LeetCode Question Link

Solution

class Solution {
public:
  int removeDuplicates(vector<int>& nums) {
    // Initialize a variable i to keep track of the position to overwrite in nums
    int i = 0;

    // Iterate through each element num in nums
    for (const int num : nums)
      // Check if either i is less than 1 (meaning first element) or num is greater than the previous element
      if (i < 1 || num > nums[i - 1])
        // If the condition is true, update the current element in nums and increment i
        nums[i++] = num;

    // Return the length of the modified nums array
    return i;
  }
};

Algorithm steps:

1. Start with an index i set to 0.
2. Iterate through each element num in the given array nums.
3. Check if i is less than 1 (indicating the first element) or if the current element num is greater than the previous element in nums.
4. If the condition is true, update the element at index i in nums with the current element num and increment i.
5. Repeat steps 3-4 for all elements in nums.
6. Return the value of i, which represents the length of the modified nums array without duplicates.

Time complexity:

• The time complexity of this code is O(n), where n is the length of the input array nums.

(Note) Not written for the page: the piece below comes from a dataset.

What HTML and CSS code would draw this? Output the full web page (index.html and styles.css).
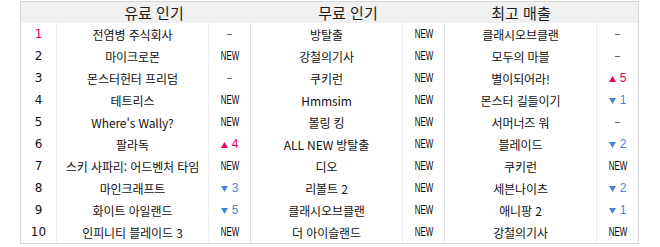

This is because we iterate through each element of nums once.

Space complexity:

• The space complexity of this code is O(1), as we only use a constant amount of extra space regardless of the size of the input array nums.

To reduce complexity, we can simplify the code by directly using the std::unique function from the <algorithm> header in C++. Here's the modified code:

class Solution {
public:
  int removeDuplicates(vector<int>& nums) {
    // Use the std::unique function to remove duplicates
    nums.erase(std::unique(nums.begin(), nums.end()), nums.end());
    // Return the new length of the modified nums array
    return nums.size();
  }
};

The time complexity of the modified code remains O(n), where n is the length of the input array nums, because std::unique has linear time complexity. However, the space complexity is O(1) because std::unique modifies the array in place without using any additional space.